The community members in Slobozia Bradului still take their water from wells and hope to have water pumps outside their gates at the beginning of October. In addition to that, the county council declared that no other community benefited from the funds originally allotted to Slobozia Bradului in 2003–2004 for the feed pipe.
Roma: Pushed to the Perimeters of Society
Manea Saftica, 24, lives with her four children (and is expecting her fifth) in a hut without windows, on the edge of the forest. The five of them have no drinking water, no electricity, and live in indescribable filth. Saftica brings water in buckets from almost 2 kilometers away and feeds her children with whatever she can find. When the reporters visited her, she had just prepared the food for the children—a few boiled potatoes in a bowl. Saftica has no income. She cannot take on a job as a day worker because she has to raise her children. Her husband works in Bucharest and comes home only once every couple of weeks. She has never received welfare. “I meant to get welfare aid but the welfare assistant from the town hall told me that he wouldn’t give me any, that it’s my fault I have so many children. I don’t want to have any more but my husband won’t let me,” says Saftica. Valerian Ghinica, the welfare assistant, told us that Saftica had a registered file to get welfare aid, but then claimed that she had never been entered on the list because she never filed a request for it. “She should have come to me and she would have had welfare aid by now,” said Ghinica. “We cannot give her welfare aid without a written request, and we only give to those people who are registered with us.” Saftica doesn’t even get the children’s government allowances, let alone medication for her family.
The Roma Preserve Their Traditions
In spite of all their problems, the Roma in Slobozia Bradului try to keep their traditions alive.

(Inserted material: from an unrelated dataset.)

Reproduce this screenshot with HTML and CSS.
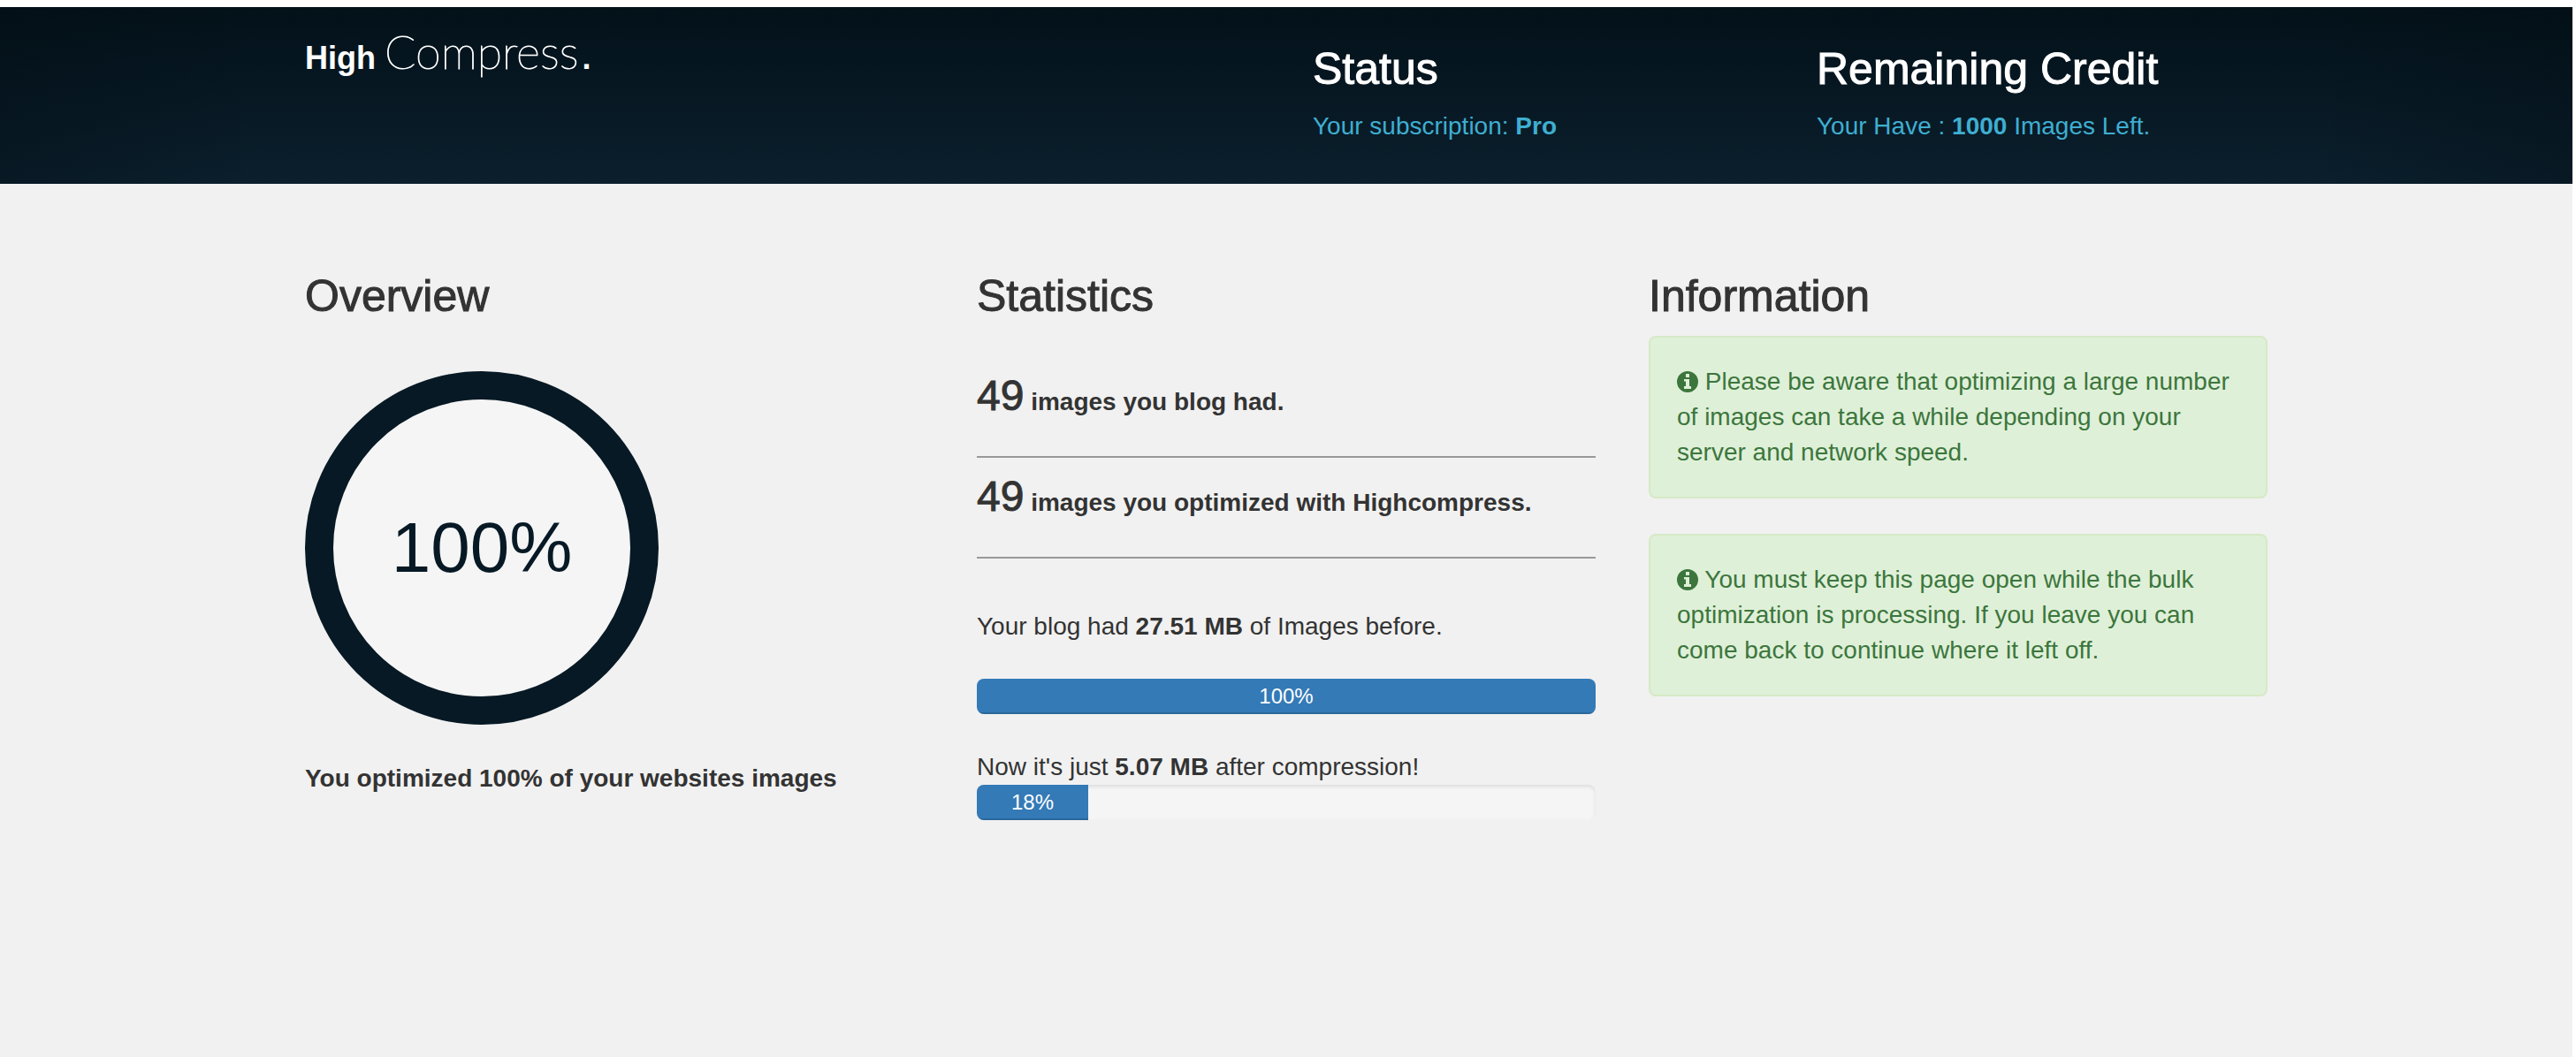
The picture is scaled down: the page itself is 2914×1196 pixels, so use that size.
FILE: index.html
```html
<!DOCTYPE html>
<html lang="en">
<head>
<meta charset="utf-8">
<title>High Compress</title>
<link rel="stylesheet" href="styles.css">
</head>
<body>
<header class="masthead">
  <div class="container masthead-row">
    <div class="logo"><strong>High</strong> <span class="logo-thin">Compress</span><strong class="logo-dot">.</strong></div>
    <div class="masthead-item">
      <h1 class="title">Status</h1>
      <p class="note">Your subscription: <strong>Pro</strong></p>
    </div>
    <div class="masthead-item">
      <h1 class="title">Remaining Credit</h1>
      <p class="note">Your Have : <strong>1000</strong> Images Left.</p>
    </div>
  </div>
</header>
<main class="container columns">
  <section>
    <h2 class="title">Overview</h2>
    <div class="ring">100%</div>
    <p class="caption">You optimized 100% of your websites images</p>
  </section>
  <section>
    <h2 class="title">Statistics</h2>
    <div class="stats">
      <p class="stat"><span class="count">49</span> images you blog had.</p>
      <p class="stat"><span class="count">49</span> images you optimized with Highcompress.</p>
    </div>
    <p class="before">Your blog had <strong>27.51 MB</strong> of Images before.</p>
    <div class="progress"><div class="bar" style="width: 100%">100%</div></div>
    <p class="after">Now it's just <strong>5.07 MB</strong> after compression!</p>
    <div class="progress"><div class="bar" style="width: 18%">18%</div></div>
  </section>
  <section>
    <h2 class="title">Information</h2>
    <div class="alerts">
      <p class="alert"><svg class="icon" viewBox="0 0 24 24" aria-hidden="true"><path fill="currentColor" fill-rule="evenodd" d="M12 0a12 12 0 1 1 0 24a12 12 0 1 1 0-24zM10 3v4h4v-4zM8 9v2.500h2v5.500H8v3h8v-3h-2v-8z"/></svg> Please be aware that optimizing a large number of images can take a while depending on your server and network speed.</p>
      <p class="alert"><svg class="icon" viewBox="0 0 24 24" aria-hidden="true"><path fill="currentColor" fill-rule="evenodd" d="M12 0a12 12 0 1 1 0 24a12 12 0 1 1 0-24zM10 3v4h4v-4zM8 9v2.500h2v5.500H8v3h8v-3h-2v-8z"/></svg> You must keep this page open while the bulk optimization is processing. If you leave you can come back to continue where it left off.</p>
    </div>
  </section>
</main>
</body>
</html>
```
FILE: styles.css
```css
* { box-sizing: border-box; }
body {
  min-height: 100vh;
  margin: 0;
  border-right: 4px solid #fff;
  background: #f1f1f1;
  color: #333;
  font: 28px/40px "Liberation Sans", Arial, sans-serif;
}
h1, h2, p { margin: 0; }

.container {
  width: 100%;
  max-width: 2280px;
  margin: 0 auto;
  padding: 0 30px;
}

.masthead {
  border-top: 8px solid #fff;
  background:
    linear-gradient(90deg, rgba(2, 12, 18, .3), transparent 10%, transparent 90%, rgba(2, 12, 18, .3)),
    linear-gradient(#031119, #0b1f2d);
  color: #fff;
}
.masthead-row {
  display: grid;
  grid-template-columns: 1080px 1fr 1fr;
  column-gap: 60px;
  min-height: 200px;
}
.masthead-item { padding-top: 43px; }
.title {
  font-size: 50px;
  font-weight: 400;
  line-height: 54px;
  -webkit-text-stroke: 1px currentColor;
}
.note { margin-top: 18px; color: #3faed1; }

.logo { padding-top: 25px; font-size: 36px; line-height: 50px; white-space: nowrap; }
.logo-thin {
  font-family: Lato, "Liberation Sans", sans-serif;
  font-size: 52px;
  font-weight: 100;
  -webkit-text-stroke: 1px currentColor;
}
.logo-dot { margin-left: 4px; }

.columns {
  display: grid;
  grid-template-columns: repeat(3, 1fr);
  gap: 60px;
  padding-top: 100px;
  padding-bottom: 60px;
}
.ring {
  display: flex;
  align-items: center;
  justify-content: center;
  width: 400px;
  height: 400px;
  margin-top: 58px;
  border: 32px solid #071924;
  border-radius: 50%;
  background: #f5f5f5;
  color: #071924;
  font-size: 80px;
}
.caption { margin-top: 41px; font-weight: 700; }

.stats { padding-top: 59px; }
.stat {
  height: 114px;
  border-bottom: 2px solid #999;
  font-weight: 700;
  line-height: 54px;
  padding-top: 17px;
}
.stat:first-child { height: 97px; padding-top: 0; }
.count { font-size: 48px; font-weight: 400; -webkit-text-stroke: 1px currentColor; }

.before { margin: 57px 0 39px; }
.after { margin-top: 40px; }
.progress {
  height: 40px;
  overflow: hidden;
  border-radius: 8px;
  background: #f5f5f5;
  box-shadow: inset 0 2px 4px rgba(0, 0, 0, .1);
}
.bar {
  height: 100%;
  background: #337ab7;
  box-shadow: inset 0 -2px 0 rgba(0, 0, 0, .15);
  color: #fff;
  font-size: 24px;
  text-align: center;
}

.alerts { display: grid; gap: 40px; margin-top: 18px; }
.alert {
  padding: 30px;
  border: 2px solid #d6e9c6;
  border-radius: 8px;
  background: #dff0d8;
  color: #3c763d;
}
.icon { width: 24px; height: 24px; vertical-align: -3px; }

@media (max-width: 1800px) {
  .masthead-row, .columns { grid-template-columns: 1fr; }
}
```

For instance, there are still ring and comb manufacturers in the region. Niculai Romanescu, 83, is the only comb manufacturer left in the community. He used to make them out of cattle horn, but now he only makes them of plastic, because, “they no longer sell so well.” He learned the skill from his father but he is sad because business is not what it used to be. “Now I make combs of plastic. I gather scrap plastic from factories and I make the combs from it. I bend the plastic over the fire; I mould it and cut the teeth with a small saw. Business used to be better because people were dirtier and they used to buy combs to get rid of lice, but now it doesn’t work anymore,” says the old man. Still, he found a wholesaler who buys all his combs monthly. It’s a merchant from the market in Buzau, who buys 50–60 combs every month. The wholesale price of a comb is one leu and the retail price is two lei. The business only brings him a few hundred lei a month in the former currency, but it helps the old man survive.
Ion Romanescu is the other manufacturer in the community who tries to continue the tradition of ring-making. He is 76-years-old and has been making gold and silver rings for more than 60 years. We are all sure to have seen him at least once at the back of the markets in Focsani, Buzau, or Mangalia. He sells the silver rings for 5 lei a gram in the new currency, and the gold rings for 26 lei a gram. He works with the customers’ materials. He has his own patterns and he hopes to set up a real jeweler’s shop in Slobozia, which he could run, because he is rather old and cannot walk to the market or fairs. “It works all right, but it is rather difficult. I want to set up a big jeweler’s shop here and I’m going to run it. Now I’m trying to get the authorizations for two years from a financial inspector,” the old man proudly says.